We’ve contended on these pages for the last three years that no lights should be built at the T.C. Williams Parker-Gray stadium because of a verbal promise that many in Alexandria, including descendants of those involved, believed was made to nearby Black neighbors when the high school was first built.
After the death of Ferdinand Day, the last living member of the “secret seven” group of Black leaders to whom the city allegedly made the promise, Alexandria City Public Schools moved ahead with plans to light the field as part of its stadium modernization plan. Neighbors eventually filed four separate lawsuits, which have dragged on for the past two years.
All four lawsuits were resolved in one fell swoop on Monday. The stadium will get its lights and neighbors get significant restrictions on field usage and an enforcement mechanism.

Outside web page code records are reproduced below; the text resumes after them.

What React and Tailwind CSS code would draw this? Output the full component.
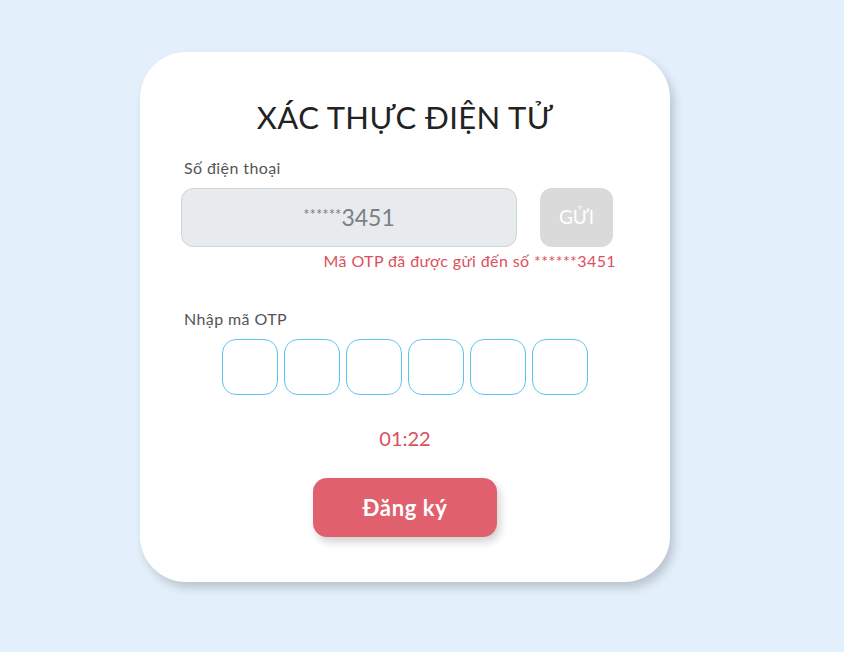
import React from 'react';

const OTP_COUNT = 6;

export default function App() {
  return (
    <div
      className="w-full h-[652px] bg-[#e3f0fc] pt-[52px] pl-[140px]"
      style={{ fontFamily: 'Lato, "Noto Sans", sans-serif' }}
    >
      <div className="w-[530px] h-[530px] bg-white rounded-[46px] shadow-[4px_6px_10px_rgba(0,0,0,0.18)] flex flex-col">
        <h1 className="mt-[43px] text-center text-[31px] leading-[44px] text-[#222] tracking-[0.4px]">
          XÁC THỰC ĐIỆN TỬ
        </h1>

        <label className="mt-[19px] ml-[44px] text-[16px] leading-[20px] text-[#555] tracking-[0.4px]">Số điện thoại</label>

        <div className="mt-[10px] ml-[41px] flex items-center gap-[23px]">
          <div className="w-[336px] h-[59px] rounded-[12px] bg-[#e8ebee] border border-[#cfd4d8] flex items-center justify-center text-[23px] text-[#7a7f85]">
            <span className="text-[15px] mt-[-6px]">******</span>
            <span>3451</span>
          </div>
          <button className="w-[73px] h-[59px] rounded-[12px] bg-[#dadada] text-white text-[19px]">GỬI</button>
        </div>

        <p className="mt-[4px] mr-[54px] text-right text-[16px] leading-[20px] text-[#dd4f5c] tracking-[0.4px]">
          Mã OTP đã được gửi đến số ******3451
        </p>

        <label className="mt-[38px] ml-[44px] text-[16px] leading-[20px] text-[#555] tracking-[0.4px]">Nhập mã OTP</label>

        <div className="mt-[10px] flex justify-center gap-[6px]">
          {Array.from({ length: OTP_COUNT }).map((_, i) => (
            <input
              key={i}
              maxLength={1}
              className="w-[56px] h-[56px] rounded-[14px] border border-[#5ac6ee] outline-none text-center text-[22px]"
            />
          ))}
        </div>

        <div className="mt-[30px] text-center text-[20px] leading-[26px] text-[#d9505c]">01:22</div>

        <div className="mt-[27px] flex justify-center">
          <button className="w-[184px] h-[59px] rounded-[14px] bg-[#e0606e] text-white font-bold text-[22px] tracking-[0.6px] shadow-[3px_5px_8px_rgba(0,0,0,0.18)]">
            Đăng ký
          </button>
        </div>
      </div>
    </div>
  );
}
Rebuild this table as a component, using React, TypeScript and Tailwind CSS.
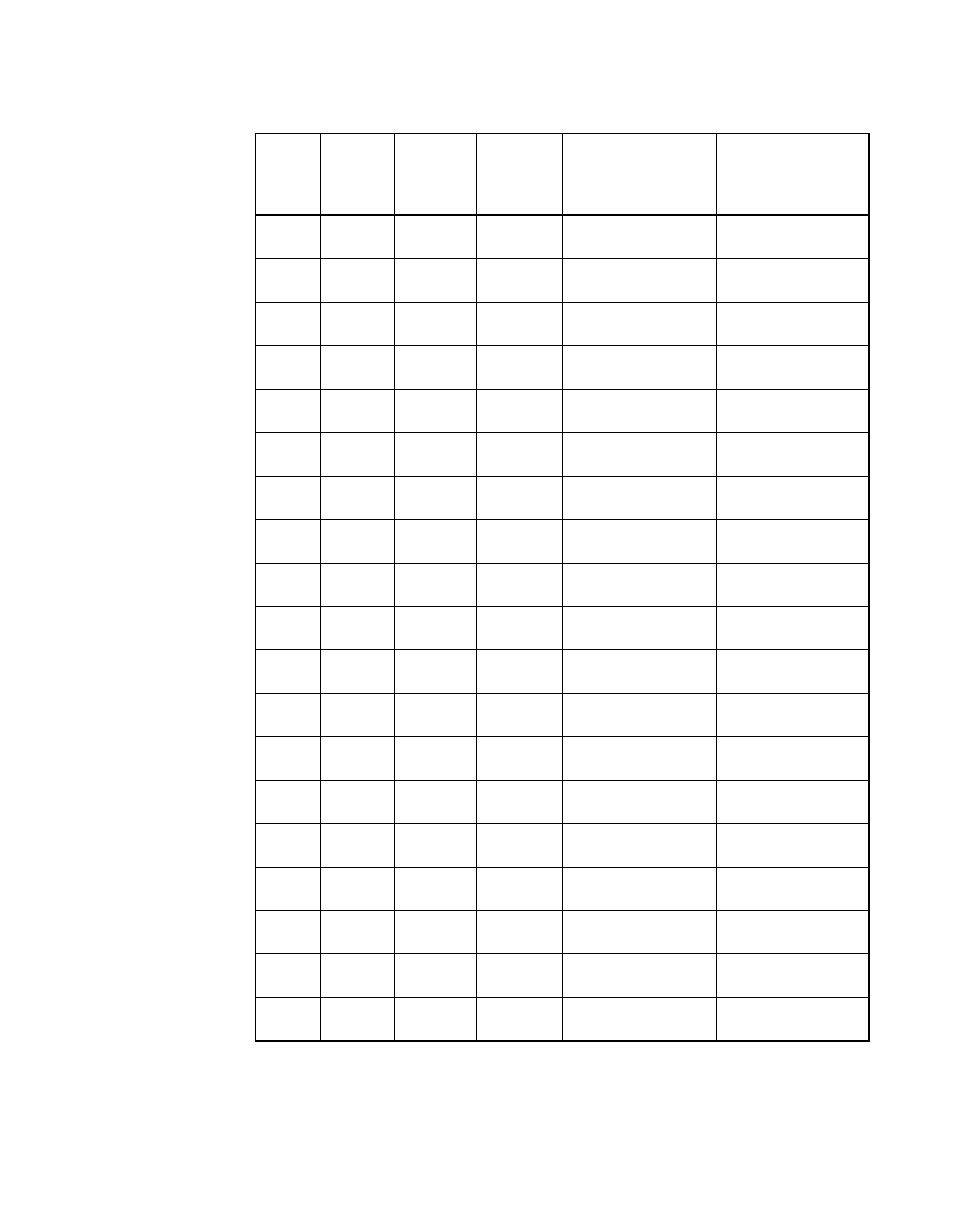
const cols = ['w-[65px]', 'w-[74px]', 'w-[82px]', 'w-[86px]', 'w-[154px]', 'w-[151px]'];
const rows = Array.from({ length: 19 }, (_, i) => i);

function Row({ height }: { height: string }) {
  return (
    <div className={`flex ${height}`}>
      {cols.map((w, i) => (
        <div key={i} className={`${w} shrink-0 ${i < cols.length - 1 ? 'border-r border-black' : ''}`} />
      ))}
    </div>
  );
}

export default function App() {
  return (
    <div className="min-h-[1227px] w-[954px] bg-white pt-[133px] pl-[255px]">
      <div className="w-[615px] border-t border-l border-r-2 border-b-2 border-black">
        <div className="border-b-2 border-black">
          <Row height="h-[80px]" />
        </div>
        {rows.map((r) => (
          <div key={r} className={r < rows.length - 1 ? 'border-b border-black' : ''}>
            <Row height="h-[42.45px]" />
          </div>
        ))}
      </div>
    </div>
  );
}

While we still view this as a broken promise and therefore a stain on the honor of ACPS, and by extension the City of Alexandria, it also appears to be the best deal neighbors were realistically going to get.
The terms seem to provide most of what both sides were seeking: the ability to host home football and other games for T.C. Williams sports teams and protections for the neighbors from virtually unlimited use of a lighted stadium.
The number of nights that lights can be used for sports games is a reasonable 50, excluding playoffs. That should afford all T.C. Williams students playing fall or spring sports the ability to compete at their own school in front of friends and family, which should enhance the high school experience of these student athletes.
Conversely, the ban on use of the stadium’s lights by any entity other than ACPS provides relief for neighbors. Outside groups, Alexandria’s recreation teams and other entities are explicitly prohibited from using the lights at Parker-Gray stadium.
The agreement also spells out restrictions on who can operate the stadium lights, including an explicit ban on students doing so. The agreement contains time limits on how late lights can stay on, prohibits the field from being lighted on Sundays, contains noise restrictions and forbids use of the lights during the winter sports season and during the summer in between spring and fall sports seasons.
The city has a dubious history of enforcing restrictions on development special use permits it issues. Case in point is the city’s own 2004 DSUP issued prior to the T.C. Williams high school rebuild that states lights would not be built at the stadium. So neighbors were wise to insist on an enforcement mechanism that includes penalties.
If ACPS violates the terms of the agreement, neighbors have the ability to take the dispute back to the court if concerns can’t be resolved by a proscribed process with ACPS and through mediation.
The court would then have numerous ways to penalize ACPS for noncompliance, including “injunctive relief,” the ability to suspend the use of lights and issuance of a civil contempt order against the Alexandria School Board. The potential penalties are also open-ended and include “such other or further equitable relief as the Court may deem just and reasonable against the School Board.”
It is our fervent hope that ACPS approaches this agreement in good faith, with the intention of upholding and enforcing the limitations it has agreed to. It is specifically the job of Superintendent Dr. Gregory Hutchings, Ed.D and each member of the School Board to proactively make that happen.
One way that ACPS could demonstrate its good will would be to schedule meetings with neighbors prior to the fall and spring sports seasons that lay out the district’s planned dates for lighting the field. While planned games are subject to change due to weather or other conflicts, providing neighbors with an approximate list of dates would go far toward steering their relationship with the school’s neighbors in a more cordial direction.
The manner in which ACPS approaches this agreement will be illuminating.